The first two are in $\R^n$ and the last two are in $\R^m$. These are the four fundamental subspaces of $A$.

Let's see why $(\row(A))^\perp = \null(A)$. A vector is in $\null(A)$ exactly when it is orthogonal to the rows of $A$. But the rows of $A$ span $\row(A)$, so the vectors in $\null(A)$ are exactly those which are orthogonal to $\row(A)$, by 5.9(d).

The fact that $(\col(A))^\perp = \null(A^T)$ follows by replacing $A$ with $A^T$.

Example: Let $W$ be the subspace spanned by $\vv_1 = [ 1, 2, 3 ]$ and $\vv_2 = [ 2, 5, 7 ]$. Find a basis for $W^\perp$.

Solution: Let $A$ be the matrix with $\vv_1$ and $\vv_2$ as rows.
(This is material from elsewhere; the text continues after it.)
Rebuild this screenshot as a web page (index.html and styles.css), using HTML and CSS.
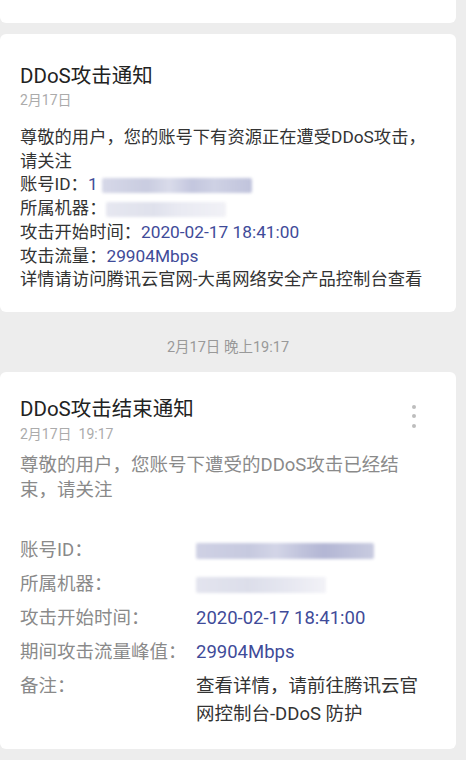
FILE: index.html
```html
<!DOCTYPE html>
<html lang="zh-CN">
<head>
<meta charset="utf-8">
<title>DDoS通知</title>
<link rel="stylesheet" href="styles.css">
</head>
<body>
<div class="page">
  <div class="card card-top"></div>

  <div class="card card-alert">
    <div class="title">DDoS攻击通知</div>
    <div class="date">2月17日</div>
    <div class="body">
      尊敬的用户，您的账号下有资源正在遭受DDoS攻击，<br>请关注<br>
      账号ID：<span class="val">1</span><span class="blur blur-a"></span><br>
      所属机器：<span class="blur blur-b"></span><br>
      攻击开始时间：<span class="val">2020-02-17 18:41:00</span><br>
      攻击流量：<span class="val">29904Mbps</span><br>
      详情请访问腾讯云官网-大禹网络安全产品控制台查看
    </div>
  </div>

  <div class="stamp">2月17日 晚上19:17</div>

  <div class="card card-end">
    <div class="menu"><i></i><i></i><i></i></div>
    <div class="title">DDoS攻击结束通知</div>
    <div class="date">2月17日&nbsp;&nbsp;19:17</div>
    <div class="lead">尊敬的用户，您账号下遭受的DDoS攻击已经结<br>束，请关注</div>
    <div class="rows">
      <div class="label">账号ID：</div>
      <div class="value"><span class="blur blur-c"></span></div>
      <div class="label">所属机器：</div>
      <div class="value"><span class="blur blur-d"></span></div>
      <div class="label">攻击开始时间：</div>
      <div class="value val">2020-02-17 18:41:00</div>
      <div class="label">期间攻击流量峰值：</div>
      <div class="value val">29904Mbps</div>
      <div class="label">备注：</div>
      <div class="value">查看详情，请前往腾讯云官<br>网控制台-DDoS 防护</div>
    </div>
  </div>
</div>
</body>
</html>
```

FILE: styles.css
```css
html, body {
  margin: 0;
  padding: 0;
  background: #ededed;
}
body {
  font-family: Roboto, "Noto Sans CJK SC", sans-serif;
  color: #333;
}
.page {
  display: flex;
  flex-direction: column;
  width: 456px;
}
.card {
  background: #fff;
  border-radius: 6px;
  position: relative;
}
.card-top {
  height: 23px;
  border-radius: 0 0 6px 6px;
}
.card-alert {
  margin-top: 11px;
  padding: 28px 20px 20px 20px;
}
.title {
  font-size: 20.5px;
  line-height: 28px;
  color: #222;
}
.date {
  font-size: 14px;
  line-height: 20px;
  color: #ababab;
}
.card-alert .body {
  margin-top: 16px;
  font-size: 17.3px;
  line-height: 23.7px;
  color: #333;
  white-space: nowrap;
}
.val {
  color: #3f4b99;
}
.blur {
  display: inline-block;
  vertical-align: middle;
  height: 15px;
  filter: blur(1.5px);
  border-radius: 2px;
}
.blur-a {
  width: 150px;
  margin-left: 4px;
  background: linear-gradient(90deg, #d6d8e8 0%, #c9cce0 30%, #d9dbea 45%, #c3c6de 60%, #ced1e4 75%, #c0c3dc 100%);
}
.blur-b {
  width: 120px;
  background: linear-gradient(90deg, #e6e7f0 0%, #dfe1ec 40%, #e9eaf2 60%, #f1f1f6 100%);
}
.stamp {
  margin-top: 26px;
  text-align: center;
  font-size: 14.5px;
  line-height: 20px;
  color: #999;
}
.card-end {
  margin-top: 14px;
  padding: 23px 20px 21px 20px;
}
.menu {
  position: absolute;
  top: 33px;
  right: 40px;
  display: flex;
  flex-direction: column;
  gap: 5.5px;
}
.menu i {
  display: block;
  width: 4px;
  height: 4px;
  border-radius: 50%;
  background: #bdbdbd;
}
.card-end .date {
  margin-top: 1px;
}
.lead {
  margin-top: 9px;
  font-size: 18.5px;
  line-height: 25px;
  color: #8a8a8a;
  white-space: nowrap;
}
.rows {
  margin-top: 33px;
  display: grid;
  grid-template-columns: 176px 1fr;
  row-gap: 6px;
  font-size: 18.5px;
  line-height: 28px;
}
.label {
  color: #8a8a8a;
}
.value {
  color: #333;
  white-space: nowrap;
}
.value.val {
  color: #3f4b99;
}
.blur-c {
  width: 178px;
  height: 16px;
  background: linear-gradient(90deg, #cfd1e4 0%, #c6c9df 30%, #d3d5e7 45%, #bfc2db 60%, #b3b6d4 72%, #c8cbe0 100%);
}
.blur-d {
  width: 130px;
  height: 16px;
  background: linear-gradient(90deg, #e3e4ee 0%, #dcdeea 40%, #e6e7f0 70%, #f2f2f7 100%);
}
```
Then $W = \row(A)$, so $W^\perp = \null(A)$. Continue on board.

### Orthogonal projection

Recall (from waaaay back in Section 1.2) that the formula for the projection of a vector $\vv$ onto a nonzero vector $\vu$ is: $$\proj_{\vu}(\vv) = \left( \frac{\vu \cdot \vv}{\vu \cdot \vu} \right) \vu .$$ (Illustrated by this java applet, where red is $\vv$, blue is $\vu$ and yellow is the projection.)

We didn't name it then, but we also noticed that $\vv - \proj_{\vu}(\vv)$ is orthogonal to $\vu$. Let's call this $\Perp_{\vu}(\vv)$.

So if we write $W = \span(\vu)$, then $\vw = \proj_{\vu}(\vv)$ is in $W$, $\vw^\perp = \Perp_{\vu}(\vv)$ is in $W^\perp$, and $\vv = \vw + \vw^\perp$. We can do this more generally:

Definition: Let $W$ be a subspace of $\R^n$ and let $\{ \vu_1, \ldots, \vu_k \}$ be an orthogonal basis for $W$. For $\vv$ in $\R^n$, the orthogonal projection of $\vv$ onto $W$ is the vector $$\kern-8ex \proj_W(\vv) = \proj_{\vu_1}(\vv) + \cdots + \proj_{\vu_k}(\vv)$$ The component of $\vv$ orthogonal to $W$ is the vector $$\kern-8ex \Perp_W(\vv) = \vv - \proj_W(\vv)$$

We will show soon that $\Perp_W(\vv)$ is in $W^\perp$.

Note that multiplying $\vu$ by a scalar in the earlier example doesn't change $W$, $\vw$ or $\vw^\perp$. We'll see later that the general definition also doesn't depend on the choice of orthogonal basis.

Example: Let $W = \span(\vu_1, \vu_2)$, where $\vu_1 = \collll 1 1 0 0$ and $\vu_2 = \collll 0 0 1 1$. Compute $\proj_W(\vv)$ and $\Perp_W(\vv)$, where $\vv = \collll 1 3 2 4$. On board.

Notice that $\Perp_W(\vv)$ is in $W^\perp$.